▶ _EXERCISE BRIEF_: Repeat the records below exactly, leaving out any pictures.

^^^^^^^^

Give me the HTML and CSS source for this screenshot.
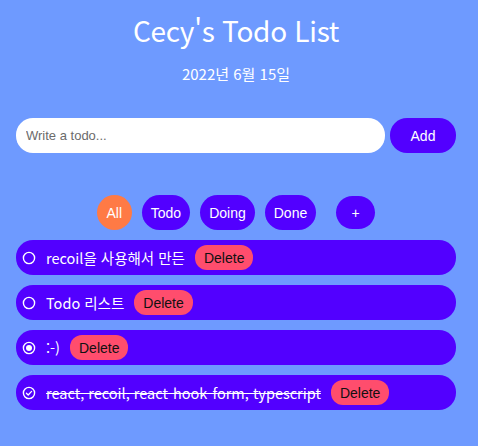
FILE: index.html
```html
<!DOCTYPE html>
<html lang="ko">
<head>
<meta charset="utf-8">
<link rel="stylesheet" href="styles.css">
</head>
<body>
<div class="app">
  <h1 class="title">Cecy's Todo List</h1>
  <div class="date">2022년 6월 15일</div>
  <form class="add-form">
    <input class="todo-input" type="text" placeholder="Write a todo...">
    <button class="add-btn" type="button">Add</button>
  </form>
  <div class="filters">
    <button class="chip chip-all" type="button">All</button>
    <button class="chip" type="button">Todo</button>
    <button class="chip" type="button">Doing</button>
    <button class="chip" type="button">Done</button>
    <button class="chip chip-plus" type="button">+</button>
  </div>
  <ul class="list">
    <li class="item">
      <svg class="icon" viewBox="0 0 14 14" width="14" height="14"><circle cx="7" cy="7" r="5.6" fill="none" stroke="#fff" stroke-width="1.4"/></svg>
      <span class="text">recoil을 사용해서 만든</span>
      <button class="del" type="button">Delete</button>
    </li>
    <li class="item">
      <svg class="icon" viewBox="0 0 14 14" width="14" height="14"><circle cx="7" cy="7" r="5.6" fill="none" stroke="#fff" stroke-width="1.4"/></svg>
      <span class="text">Todo 리스트</span>
      <button class="del" type="button">Delete</button>
    </li>
    <li class="item">
      <svg class="icon" viewBox="0 0 14 14" width="14" height="14"><circle cx="7" cy="7" r="5.6" fill="none" stroke="#fff" stroke-width="1.4"/><circle cx="7" cy="7" r="3" fill="#fff"/></svg>
      <span class="text">:-)</span>
      <button class="del" type="button">Delete</button>
    </li>
    <li class="item">
      <svg class="icon" viewBox="0 0 14 14" width="14" height="14"><circle cx="7" cy="7" r="5.6" fill="none" stroke="#fff" stroke-width="1.4"/><path d="M4.4 7.2 L6.2 9 L9.6 5.4" fill="none" stroke="#fff" stroke-width="1.3" stroke-linecap="round" stroke-linejoin="round"/></svg>
      <span class="text done">react, recoil, react-hook-form, typescript</span>
      <button class="del" type="button">Delete</button>
    </li>
  </ul>
</div>
</body>
</html>
```
FILE: styles.css
```css
html, body {
  margin: 0;
  padding: 0;
}
body {
  background: #6e9aff;
  font-family: "Noto Sans CJK KR", "Noto Sans", sans-serif;
  color: #fff;
  width: 478px;
  height: 446px;
  overflow: hidden;
}
.app {
  width: 440px;
  margin-left: 16px;
  display: flex;
  flex-direction: column;
  align-items: center;
}
.title {
  margin: 10px 0 0;
  font-size: 28px;
  font-weight: 400;
  line-height: 40px;
  letter-spacing: -0.3px;
}
.date {
  margin-top: 14px;
  font-size: 15px;
  line-height: 20px;
}
.add-form {
  margin: 34px 0 0;
  width: 100%;
  display: flex;
  gap: 5px;
}
.todo-input {
  flex: 1;
  height: 35px;
  box-sizing: border-box;
  border: none;
  border-radius: 17px;
  padding: 0 10px;
  font-family: "Liberation Sans", Arial, sans-serif;
  font-size: 13px;
  outline: none;
  background: #fff;
}
.todo-input::placeholder {
  color: #6b6b6b;
}
.add-btn {
  width: 66px;
  height: 35px;
  border: none;
  border-radius: 17px;
  background: #5200ff;
  color: #fff;
  font-family: "Liberation Sans", Arial, sans-serif;
  font-size: 14px;
  padding: 0;
}
.filters {
  margin-top: 42px;
  display: flex;
  gap: 10px;
}
.chip {
  height: 35px;
  border: none;
  border-radius: 18px;
  background: #5200ff;
  color: #fff;
  font-family: "Liberation Sans", Arial, sans-serif;
  font-size: 14px;
  padding: 0 9px;
}
.chip-all {
  background: #ff7a45;
  width: 35px;
  padding: 0;
}
.chip-plus {
  margin-left: 10px;
  width: 39px;
  height: 33px;
  margin-top: 1px;
  padding: 0;
}
.list {
  list-style: none;
  margin: 10px 0 0;
  padding: 0;
  width: 100%;
  display: flex;
  flex-direction: column;
  gap: 10px;
}
.item {
  height: 35px;
  background: #5200ff;
  border-radius: 17px;
  display: flex;
  align-items: center;
  padding-left: 6px;
}
.icon {
  display: block;
  margin-right: 10px;
}
.text {
  font-size: 14.5px;
  line-height: 20px;
  margin-right: 10px;
}
.text.done {
  text-decoration: line-through;
}
.del {
  height: 25px;
  border: none;
  border-radius: 12px;
  background: #ff4d6d;
  color: #111;
  font-family: "Liberation Sans", Arial, sans-serif;
  font-size: 14px;
  padding: 0 9px;
}
```
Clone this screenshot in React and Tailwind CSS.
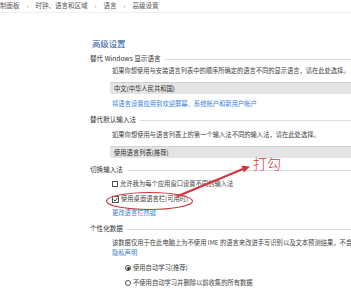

^^^^^^^^

▶ _ANSWER TO THIS PROBLEM_:
Give me the HTML and CSS source for this screenshot.
FILE: index.html
```html
<!DOCTYPE html>
<html lang="ko">
<head>
<meta charset="utf-8">
<link rel="stylesheet" href="styles.css">
</head>
<body>
<div class="app">
  <h1 class="title">Cecy's Todo List</h1>
  <div class="date">2022년 6월 15일</div>
  <form class="add-form">
    <input class="todo-input" type="text" placeholder="Write a todo...">
    <button class="add-btn" type="button">Add</button>
  </form>
  <div class="filters">
    <button class="chip chip-all" type="button">All</button>
    <button class="chip" type="button">Todo</button>
    <button class="chip" type="button">Doing</button>
    <button class="chip" type="button">Done</button>
    <button class="chip chip-plus" type="button">+</button>
  </div>
  <ul class="list">
    <li class="item">
      <svg class="icon" viewBox="0 0 14 14" width="14" height="14"><circle cx="7" cy="7" r="5.6" fill="none" stroke="#fff" stroke-width="1.4"/></svg>
      <span class="text">recoil을 사용해서 만든</span>
      <button class="del" type="button">Delete</button>
    </li>
    <li class="item">
      <svg class="icon" viewBox="0 0 14 14" width="14" height="14"><circle cx="7" cy="7" r="5.6" fill="none" stroke="#fff" stroke-width="1.4"/></svg>
      <span class="text">Todo 리스트</span>
      <button class="del" type="button">Delete</button>
    </li>
    <li class="item">
      <svg class="icon" viewBox="0 0 14 14" width="14" height="14"><circle cx="7" cy="7" r="5.6" fill="none" stroke="#fff" stroke-width="1.4"/><circle cx="7" cy="7" r="3" fill="#fff"/></svg>
      <span class="text">:-)</span>
      <button class="del" type="button">Delete</button>
    </li>
    <li class="item">
      <svg class="icon" viewBox="0 0 14 14" width="14" height="14"><circle cx="7" cy="7" r="5.6" fill="none" stroke="#fff" stroke-width="1.4"/><path d="M4.4 7.2 L6.2 9 L9.6 5.4" fill="none" stroke="#fff" stroke-width="1.3" stroke-linecap="round" stroke-linejoin="round"/></svg>
      <span class="text done">react, recoil, react-hook-form, typescript</span>
      <button class="del" type="button">Delete</button>
    </li>
  </ul>
</div>
</body>
</html>
```
FILE: styles.css
```css
html, body {
  margin: 0;
  padding: 0;
}
body {
  background: #6e9aff;
  font-family: "Noto Sans CJK KR", "Noto Sans", sans-serif;
  color: #fff;
  width: 478px;
  height: 446px;
  overflow: hidden;
}
.app {
  width: 440px;
  margin-left: 16px;
  display: flex;
  flex-direction: column;
  align-items: center;
}
.title {
  margin: 10px 0 0;
  font-size: 28px;
  font-weight: 400;
  line-height: 40px;
  letter-spacing: -0.3px;
}
.date {
  margin-top: 14px;
  font-size: 15px;
  line-height: 20px;
}
.add-form {
  margin: 34px 0 0;
  width: 100%;
  display: flex;
  gap: 5px;
}
.todo-input {
  flex: 1;
  height: 35px;
  box-sizing: border-box;
  border: none;
  border-radius: 17px;
  padding: 0 10px;
  font-family: "Liberation Sans", Arial, sans-serif;
  font-size: 13px;
  outline: none;
  background: #fff;
}
.todo-input::placeholder {
  color: #6b6b6b;
}
.add-btn {
  width: 66px;
  height: 35px;
  border: none;
  border-radius: 17px;
  background: #5200ff;
  color: #fff;
  font-family: "Liberation Sans", Arial, sans-serif;
  font-size: 14px;
  padding: 0;
}
.filters {
  margin-top: 42px;
  display: flex;
  gap: 10px;
}
.chip {
  height: 35px;
  border: none;
  border-radius: 18px;
  background: #5200ff;
  color: #fff;
  font-family: "Liberation Sans", Arial, sans-serif;
  font-size: 14px;
  padding: 0 9px;
}
.chip-all {
  background: #ff7a45;
  width: 35px;
  padding: 0;
}
.chip-plus {
  margin-left: 10px;
  width: 39px;
  height: 33px;
  margin-top: 1px;
  padding: 0;
}
.list {
  list-style: none;
  margin: 10px 0 0;
  padding: 0;
  width: 100%;
  display: flex;
  flex-direction: column;
  gap: 10px;
}
.item {
  height: 35px;
  background: #5200ff;
  border-radius: 17px;
  display: flex;
  align-items: center;
  padding-left: 6px;
}
.icon {
  display: block;
  margin-right: 10px;
}
.text {
  font-size: 14.5px;
  line-height: 20px;
  margin-right: 10px;
}
.text.done {
  text-decoration: line-through;
}
.del {
  height: 25px;
  border: none;
  border-radius: 12px;
  background: #ff4d6d;
  color: #111;
  font-family: "Liberation Sans", Arial, sans-serif;
  font-size: 14px;
  padding: 0 9px;
}
```
Clone this screenshot in React and Tailwind CSS.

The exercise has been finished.